Bei der Ablage geht das folgendermaßen vonstatten: Bewegt der Nutzer seine Hand über die entsprechende Stelle des Armaturenbretts, wird dies von einem Sensor registriert. Daraufhin setzt sich der Automatismus in Gang: Für einen kurzen Moment fließt ein Strom durch die Drähte aus einer Formgedächtnislegierung, die jeweils die benachbarten Ecken des quadratischen Ablagebereiches miteinander verbinden. Die Drähte erhitzen sich und ziehen sich wieder in ihren Ursprungszustand zusammen. Die vier Ecken werden also gleichmäßig Richtung Mitte des quadratischen Bereichs gezogen, der innere Teil wird nach unten gedrückt: Es entsteht eine Art Schale. „Das Faltprinzip ist von einer fleischfressenden Wasserpflanze inspiriert“, erläutert Boxberger. Leert der Nutzer das Fach wieder – oder legt er erst gar nichts hinein – geht die Schale wieder in den flachen Zustand über. „Strom fließt nur dann durch die Drähte, wenn sich das Ablagefach verformt“, betont Boxberger. Das System ist äußerst robust: Drei Millionen Bewegungszyklen durchläuft es ohne auffallende Ermüdung. Einen Demonstrator haben die Experten bereits per 3-D-Druck realisiert.

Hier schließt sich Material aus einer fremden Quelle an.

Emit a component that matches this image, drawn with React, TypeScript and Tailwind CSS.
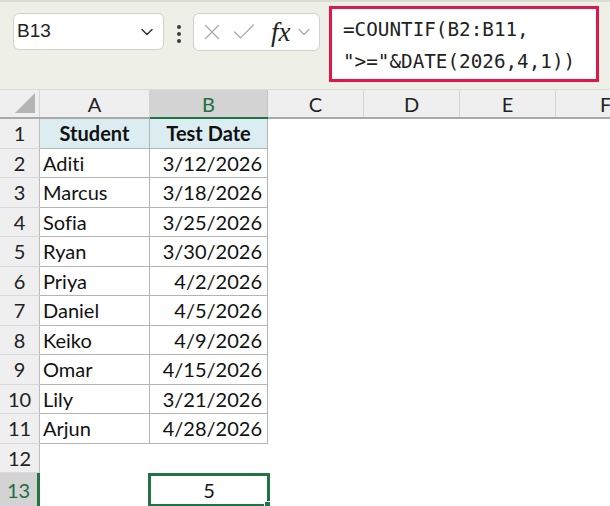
import { X, Check, ChevronDown } from "lucide-react"

const rows = [
  { name: "Aditi", date: "3/12/2026" },
  { name: "Marcus", date: "3/18/2026" },
  { name: "Sofia", date: "3/25/2026" },
  { name: "Ryan", date: "3/30/2026" },
  { name: "Priya", date: "4/2/2026" },
  { name: "Daniel", date: "4/5/2026" },
  { name: "Keiko", date: "4/9/2026" },
  { name: "Omar", date: "4/15/2026" },
  { name: "Lily", date: "3/21/2026" },
  { name: "Arjun", date: "4/28/2026" },
]

const cellFont = { fontFamily: "Lato, 'Open Sans', sans-serif" }

function RowHead({ n, active }: { n: number; active?: boolean }) {
  return (
    <div
      className={
        active
          ? "w-[40px] shrink-0 flex items-center justify-center bg-[#d3d3d3] text-[#1e6e42] border-r-[3px] border-r-[#217346] border-b border-b-[#d4d4d4]"
          : "w-[40px] shrink-0 flex items-center justify-center bg-[#efefef] text-[#222] border-r border-r-[#bdbdbd] border-b border-b-[#d8d8d8]"
      }
    >
      {n}
    </div>
  )
}

function Toolbar() {
  return (
    <div className="h-[90px] bg-[#eeefe6] border-t-2 border-t-[#dadbd1] border-b border-b-[#d9dad0] flex items-start">
      <div className="ml-[13px] mt-[11px] w-[151px] h-[37px] bg-white border border-[#d2d2cc] rounded-md flex items-center justify-between pl-[3px] pr-[6px]">
        <span className="text-[19px] text-[#222]" style={{ fontFamily: "'Liberation Sans', Arial, sans-serif" }}>
          B13
        </span>
        <ChevronDown size={20} strokeWidth={1.8} className="text-[#333]" />
      </div>
      <div className="ml-[13px] mt-[23px] flex flex-col gap-[3px]">
        <div className="w-[4px] h-[4px] rounded-full bg-[#3c3c3c]" />
        <div className="w-[4px] h-[4px] rounded-full bg-[#3c3c3c]" />
        <div className="w-[4px] h-[4px] rounded-full bg-[#3c3c3c]" />
      </div>
      <div className="ml-[12px] mt-[11px] w-[127px] h-[38px] bg-white border border-[#d2d2cc] rounded-md flex items-center pl-[5px]">
        <X size={26} strokeWidth={1.1} className="text-[#a8a8a8]" />
        <Check size={28} strokeWidth={1.1} className="text-[#a8a8a8] ml-[5px]" />
        <span
          className="ml-[13px] text-[27px] italic text-[#222] leading-none"
          style={{ fontFamily: "'Liberation Serif', 'Times New Roman', serif" }}
        >
          fx
        </span>
        <ChevronDown size={20} strokeWidth={1.4} className="text-[#a8a8a8] ml-[3px] shrink-0" />
      </div>
      <div className="ml-[9px] mt-[4px] w-[270px] h-[76px] bg-white border-[3px] border-[#e0174c] pl-[11px] pt-[5px]">
        <div
          className="text-[19.3px] leading-[32px] text-[#222] whitespace-pre"
          style={{ fontFamily: "'DejaVu Sans Mono', 'Liberation Mono', monospace" }}
        >
          {"=COUNTIF(B2:B11,\n\">=\"&DATE(2026,4,1))"}
        </div>
      </div>
    </div>
  )
}

function ColumnHeader() {
  const cols = [
    { l: "C", w: "w-[96px]" },
    { l: "D", w: "w-[96px]" },
    { l: "E", w: "w-[96px]" },
  ]
  return (
    <div className="h-[29px] flex bg-[#efefef] border-b-2 border-b-[#a9a9a9] text-[20px] text-[#222]" style={cellFont}>
      <div className="w-[40px] shrink-0 relative border-r border-r-[#d4d4d4]">
        <svg width="20" height="20" viewBox="0 0 20 20" className="absolute right-[4px] bottom-[4px]">
          <polygon points="20,0 20,20 0,20" fill="#b4b4b4" />
        </svg>
      </div>
      <div className="w-[110px] shrink-0 flex items-center justify-center border-r border-r-[#d4d4d4]">A</div>
      <div className="w-[118px] shrink-0 flex items-center justify-center bg-[#d3d3d3] text-[#1e6e42] border-r border-r-[#c4c4c4]">
        B
      </div>
      {cols.map((c) => (
        <div key={c.l} className={`${c.w} shrink-0 flex items-center justify-center border-r border-r-[#d4d4d4]`}>
          {c.l}
        </div>
      ))}
      <div className="flex-1 flex items-center justify-start pl-[44px]">F</div>
    </div>
  )
}

export default function App() {
  return (
    <div className="w-[610px] h-[506px] overflow-hidden bg-white">
      <Toolbar />
      <ColumnHeader />
      <div className="text-[20px] text-[#111] relative [font-variant-ligatures:none]" style={cellFont}>
        {/* green underline under selected column header */}
        <div className="absolute left-[150px] -top-[2px] w-[118px] h-[2px] bg-[#217346]" />
        <div className="flex h-[29.5px]">
          <RowHead n={1} />
          <div className="w-[110px] shrink-0 flex items-center justify-center font-bold bg-[#dcedf2] border-r border-b border-[#b4b4b4]">
            Student
          </div>
          <div className="w-[118px] shrink-0 flex items-center justify-center font-bold bg-[#dcedf2] border-r border-b border-[#b4b4b4]">
            Test Date
          </div>
        </div>
        {rows.map((r, i) => (
          <div key={r.name} className="flex h-[29.5px]">
            <RowHead n={i + 2} />
            <div className="w-[110px] shrink-0 flex items-center pl-[3px] border-r border-b border-[#b4b4b4]">{r.name}</div>
            <div className="w-[118px] shrink-0 flex items-center justify-end pr-[5px] border-r border-b border-[#b4b4b4]">
              {r.date}
            </div>
          </div>
        ))}
        <div className="flex h-[29.5px]">
          <RowHead n={12} />
        </div>
        <div className="flex h-[34px]">
          <RowHead n={13} active />
          <div className="w-[108px] shrink-0" />
          <div className="relative w-[122px] shrink-0 flex items-center justify-center border-[3px] border-[#217346]">
            5
            <div className="absolute -right-[4px] -bottom-[4px] w-[7px] h-[7px] bg-[#217346] border border-white" />
          </div>
        </div>
      </div>
    </div>
  )
}
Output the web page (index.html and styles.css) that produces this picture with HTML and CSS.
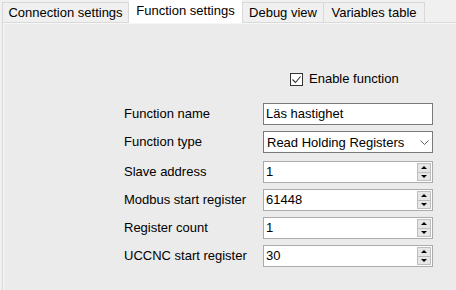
FILE: index.html
```html
<!DOCTYPE html>
<html>
<head>
<meta charset="utf-8">
<link rel="stylesheet" href="styles.css">
</head>
<body>
<div class="window">
  <div class="tabs">
    <div class="tab tab-conn">Connection settings</div>
    <div class="tab tab-func active">Function settings</div>
    <div class="tab tab-debug">Debug view</div>
    <div class="tab tab-vars">Variables table</div>
  </div>
  <div class="panel">
    <div class="check-row">
      <span class="checkbox"><svg width="11" height="11" viewBox="0 0 11 11"><polyline points="1.5,5.5 4.5,8.5 9.5,2.5" fill="none" stroke="#333" stroke-width="1.1"/></svg></span>
      <span class="check-label">Enable function</span>
    </div>
    <div class="form">
      <div class="label">Function name</div>
      <div class="textbox">Läs hastighet</div>

      <div class="label label-combo">Function type</div>
      <div class="combo"><span>Read Holding Registers</span><svg class="chev" width="9" height="5" viewBox="0 0 9 5"><polyline points="0.5,0.5 4.5,4.5 8.5,0.5" fill="none" stroke="#606060" stroke-width="1"/></svg></div>

      <div class="label">Slave address</div>
      <div class="spin"><span class="spin-value">1</span><span class="spin-btns"><span class="spin-btn"><svg width="6" height="3" viewBox="0 0 6 3"><polygon points="0,3 3,0 6,3" fill="#000"/></svg></span><span class="spin-btn spin-down"><svg width="6" height="3" viewBox="0 0 6 3"><polygon points="0,0 3,3 6,0" fill="#000"/></svg></span></span></div>

      <div class="label">Modbus start register</div>
      <div class="spin"><span class="spin-value">61448</span><span class="spin-btns"><span class="spin-btn"><svg width="6" height="3" viewBox="0 0 6 3"><polygon points="0,3 3,0 6,3" fill="#000"/></svg></span><span class="spin-btn spin-down"><svg width="6" height="3" viewBox="0 0 6 3"><polygon points="0,0 3,3 6,0" fill="#000"/></svg></span></span></div>

      <div class="label">Register count</div>
      <div class="spin"><span class="spin-value">1</span><span class="spin-btns"><span class="spin-btn"><svg width="6" height="3" viewBox="0 0 6 3"><polygon points="0,3 3,0 6,3" fill="#000"/></svg></span><span class="spin-btn spin-down"><svg width="6" height="3" viewBox="0 0 6 3"><polygon points="0,0 3,3 6,0" fill="#000"/></svg></span></span></div>

      <div class="label">UCCNC start register</div>
      <div class="spin"><span class="spin-value">30</span><span class="spin-btns"><span class="spin-btn"><svg width="6" height="3" viewBox="0 0 6 3"><polygon points="0,3 3,0 6,3" fill="#000"/></svg></span><span class="spin-btn spin-down"><svg width="6" height="3" viewBox="0 0 6 3"><polygon points="0,0 3,3 6,0" fill="#000"/></svg></span></span></div>
    </div>
  </div>
</div>
</body>
</html>
```
FILE: styles.css
```css
html, body {
  margin: 0;
  height: 100%;
}
body {
  background: #f0f0f0;
  font: 13px "Liberation Sans", Arial, sans-serif;
  color: #000;
  overflow: hidden;
}
.window {
  display: flex;
  flex-direction: column;
  height: 290px;
  padding-left: 2px;
}
.tabs {
  display: flex;
  align-items: flex-end;
  height: 22px;
  flex: none;
}
.tab {
  box-sizing: border-box;
  height: 20px;
  border: 1px solid #d9d9d9;
  border-bottom: none;
  background: #f0f0f0;
  text-align: center;
  line-height: 19px;
  white-space: nowrap;
}
.tab-conn { width: 127px; }
.tab.active {
  width: 113px;
  height: 23px;
  margin-bottom: -1px;
  border: none;
  background: #fff;
  padding-top: 1px;
  position: relative;
  z-index: 1;
}
.tab-debug { width: 81px; border-right: none; }
.tab-vars { width: 102px; }
.panel {
  flex: 1;
  background: #ebebeb;
  border-top: 1px solid #d9d9d9;
  border-left: 1px solid #d9d9d9;
  box-shadow: inset 1px 1px 0 #f7f7f7;
  padding: 48px 0 0 121px;
}
.check-row {
  display: flex;
  align-items: flex-start;
  height: 17px;
  margin-left: 166px;
}
.checkbox {
  box-sizing: border-box;
  width: 13px;
  height: 13px;
  margin-top: 2px;
  margin-right: 6px;
  border: 1px solid #333;
  background: #fff;
  display: flex;
}
.check-label {
  line-height: 15px;
}
.form {
  display: grid;
  grid-template-columns: 139px 170px;
  row-gap: 6px;
  margin-top: 15px;
  align-items: start;
}
.label {
  height: 22px;
  line-height: 22px;
  white-space: nowrap;
}
.label-combo { margin-bottom: 2px; }
.textbox {
  box-sizing: border-box;
  height: 22px;
  border: 1px solid #7a7a7a;
  background: #fff;
  padding-left: 2px;
  line-height: 20px;
}
.combo {
  box-sizing: border-box;
  height: 22px;
  margin-bottom: 2px;
  border: 1px solid #7a7a7a;
  background: #fff;
  padding: 0 3px 0 3px;
  display: flex;
  align-items: center;
  justify-content: space-between;
}
.chev { margin-top: 1px; }
.spin {
  box-sizing: border-box;
  height: 22px;
  border: 1px solid #ababab;
  background: #fff;
  padding: 1px;
  display: flex;
}
.spin-value {
  flex: 1;
  line-height: 18px;
  padding-left: 1px;
}
.spin-btns {
  width: 14px;
  display: flex;
  flex-direction: column;
}
.spin-btn {
  box-sizing: border-box;
  flex: 1;
  background: #e6e6e6;
  border: 1px solid #bdbdbd;
  display: flex;
  align-items: center;
  justify-content: center;
}
.spin-down { border-top: none; }
```
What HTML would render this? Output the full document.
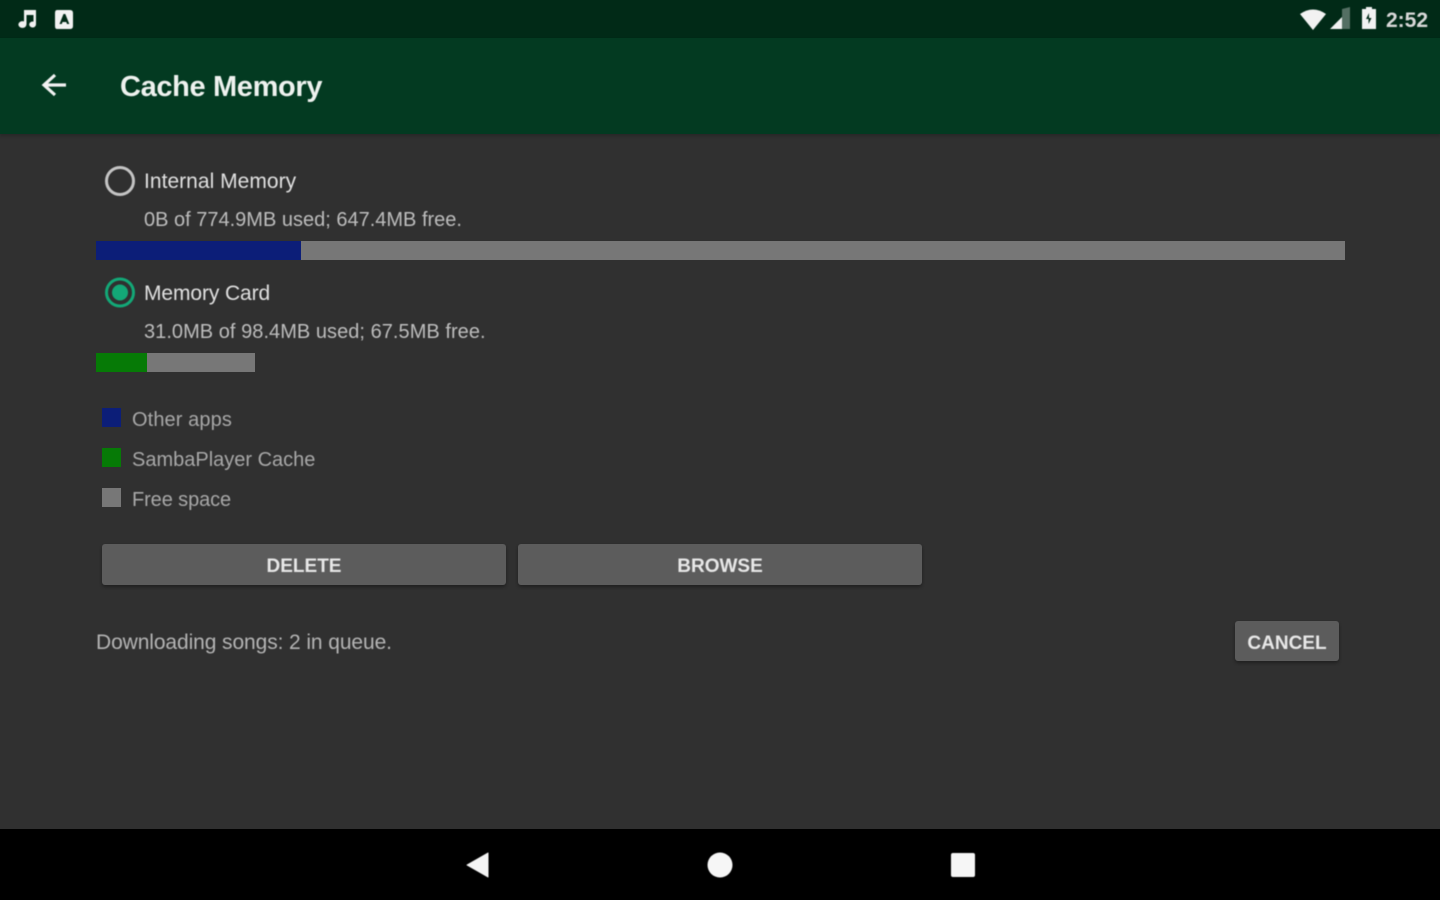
<!DOCTYPE html>
<html><head><meta charset="utf-8"><style>
html,body{margin:0;padding:0;width:1440px;height:900px;overflow:hidden;background:#303030}
body{position:relative;font-family:"Liberation Sans",sans-serif}
.a{position:absolute}
.t{position:absolute;white-space:nowrap;line-height:1;filter:blur(.5px)}
.btn{position:absolute;background:#5c5c5c;border-radius:3px;box-shadow:0 2px 3px rgba(0,0,0,.35);color:#e8e8e8;font-weight:bold;font-size:19px;text-align:center}
.btn span{filter:blur(.5px);display:inline-block}
svg{position:absolute;overflow:visible}
.soft{filter:blur(.6px)}
</style></head><body>
<div class="a" style="left:0;top:0;width:1440px;height:38px;background:#012a17"></div>
<div class="a" style="left:0;top:38px;width:1440px;height:96px;background:#033a21;box-shadow:0 2px 3px rgba(0,0,0,.2)"></div>

<svg class="soft" style="left:0;top:0" width="1440" height="38">
<g fill="#f2f2f2">
<path d="M24 10h12v14.500a3.400 3 0 1 1-2.500-2.900V15h-7v9.500h-.1a4 3.400 0 1 1-2.400-3.100z"/>
<path fill-rule="evenodd" d="M57 10h13q3 0 3 3v13q0 3-3 3H57q-2 0-2-3V13q0-3 2-3zm6.500 4l-4 10h2.300l.7-2h3.800l.7 2h2.300l-4-10z"/>
<path d="M1300 14q13-9 26 0l-13 16z"/>
<path d="M1330 29l12-12v12z"/>
<path d="M1342 29V9l8-2v22z" opacity=".35"/>
<path fill-rule="evenodd" d="M1366 7h6v2h4v20h-14V9h4zm3 6l-3 6h2.500v5l3-6H1369z"/>
</g>
<text x="1386" y="27" font-family="Liberation Sans" font-size="21" font-weight="bold" fill="#d8d8d8" textLength="42">2:52</text>
</svg>

<svg class="soft" style="left:0;top:38px" width="120" height="96"><path d="M66 47H45M55 37L44 47l11 10" fill="none" stroke="#f2f2f2" stroke-width="3.200"/></svg>
<div class="t" style="left:120px;top:73px;font-size:29px;font-weight:bold;color:#eef2ef;letter-spacing:-.35px">Cache Memory</div>

<svg class="soft" style="left:0;top:0" width="400" height="320">
<circle cx="120" cy="181" r="13.500" fill="none" stroke="#c4c4c4" stroke-width="3"/>
<circle cx="120" cy="292.500" r="13.500" fill="none" stroke="#13a877" stroke-width="3"/>
<circle cx="120" cy="292.500" r="8" fill="#13a877"/>
</svg>

<div class="t" style="left:144px;top:171px;font-size:21px;color:#e0e0e0;letter-spacing:.03px">Internal Memory</div>
<div class="t" style="left:144px;top:210px;font-size:20px;color:#bdbdbd;letter-spacing:0">0B of 774.9MB used; 647.4MB free.</div>
<div class="a" style="left:96px;top:241px;width:1249px;height:19px;background:#777"></div>
<div class="a" style="left:96px;top:241px;width:205px;height:19px;background:#0c1e78"></div>

<div class="t" style="left:144px;top:283px;font-size:21px;color:#e0e0e0;letter-spacing:-.1px">Memory Card</div>
<div class="t" style="left:144px;top:322px;font-size:20px;color:#bdbdbd;letter-spacing:.04px">31.0MB of 98.4MB used; 67.5MB free.</div>
<div class="a" style="left:96px;top:353px;width:159px;height:19px;background:#777"></div>
<div class="a" style="left:96px;top:353px;width:51px;height:19px;background:#067a06"></div>

<div class="a" style="left:102px;top:408px;width:19px;height:19px;background:#0c1e78"></div>
<div class="a" style="left:102px;top:448px;width:19px;height:19px;background:#067a06"></div>
<div class="a" style="left:102px;top:488px;width:19px;height:19px;background:#777"></div>
<div class="t" style="left:132px;top:410px;font-size:20px;color:#a8a8a8;letter-spacing:.1px">Other apps</div>
<div class="t" style="left:132px;top:450px;font-size:20px;color:#a8a8a8;letter-spacing:0">SambaPlayer Cache</div>
<div class="t" style="left:132px;top:490px;font-size:20px;color:#a8a8a8;letter-spacing:-.1px">Free space</div>

<div class="btn" style="left:102px;top:544px;width:404px;height:41px;line-height:46px"><span>DELETE</span></div>
<div class="btn" style="left:518px;top:544px;width:404px;height:41px;line-height:46px"><span>BROWSE</span></div>
<div class="t" style="left:96px;top:632px;font-size:21px;color:#b4b4b4;letter-spacing:-.1px">Downloading songs: 2 in queue.</div>
<div class="btn" style="left:1235px;top:621px;width:104px;height:40px;line-height:45px;font-size:19px"><span>CANCEL</span></div>

<div class="a" style="left:0;top:829px;width:1440px;height:71px;background:#000"></div>
<svg class="soft" style="left:0;top:829px" width="1440" height="71">
<path d="M488 24v24l-21-12z" fill="#f4f4f4" stroke="#f4f4f4" stroke-width="1" stroke-linejoin="round"/>
<circle cx="720" cy="36" r="12.500" fill="#f6f6f6"/>
<rect x="951" y="24" width="24" height="24" rx="2" fill="#f6f6f6"/>
</svg>
</body></html>
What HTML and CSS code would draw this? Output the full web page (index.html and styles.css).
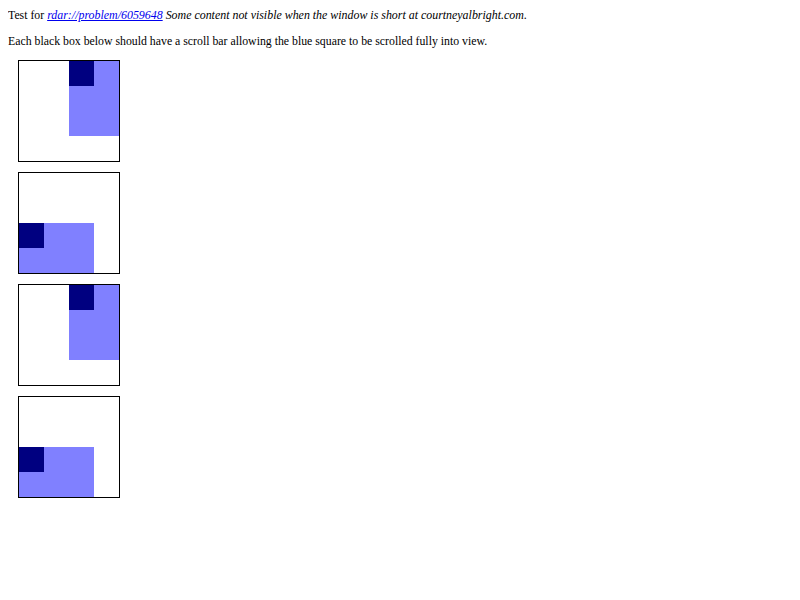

Industrielle Herstellungsverfahren in Planung

Für eine spätere Serienfertigung ist der 3-D-Druck allerdings nicht geeignet. Die Forschenden arbeiten daher in einem weiteren Schritt daran, die variable Ablage über Spritzguss und alternativ über Rolle-zu-Rolle-Verfahren herstellen zu können. Während sich der Spritzguss nur für Großserien eignet, sind beim Rolle-zu-Rolle-Verfahren Groß- und Kleinserie gleichermaßen möglich. Auch hier stand die Natur Pate: genauer gesagt die menschliche Haut sowie deren Unterbau. Sie besteht aus zahlreichen verschiedenen Schichten, die jeweils unterschiedliche Funktionen erfüllen. So schützt die Außenhaut beispielsweise vor Schädigungen aus der Umwelt, während die Muskulatur für die Bewegung sorgt. So auch bei der Technologieweiterentwicklung der variablen Ablage, die die Forscher nun umsetzen wollen: Ihre Außenschicht, die Epidermis, schützt die Ablage vor der Umwelt. Die rezeptive Schicht enthält die Sensoren, die etwa registrieren, wenn der Nutzer seine Hand über den Bereich bewegt.

Das Endoskelett, das für Festigkeit und Bewegungsvorgabe sorgt, wird durch einen steiferen Kunststoff realisiert. Und die Formgedächtnisdrähte repräsentieren die Muskulatur, indem sie für die Bewegung sorgen. Lassen sich diese einzelnen Schichten besser miteinander verkleben, verpressen oder aufdrucken?

Diesen Fragen werden sich die Forschenden nun widmen und Fertigungsverfahren entwickeln, die zu wirtschaftlich und ökologisch sinnvoll wiederverwertbaren und zugleich qualitativ hochwertigen Produkten führen. Langfristig sollen auch weitere Geometrien, etwa tiefere Ablagefächer, sowie eine Herstellung der Ablage aus verschiedenen Materialien wie Holzfurnier oder Textilien möglich sein. Auch andere Anwendungen sind denkbar: Selbstständige Sonnenschutzsysteme, Lüftungsein- bzw. -auslässe, eine individuelle Anpassung des Sitzes an den Nutzer – der Phantasie sind hier keine Grenzen gesetzt.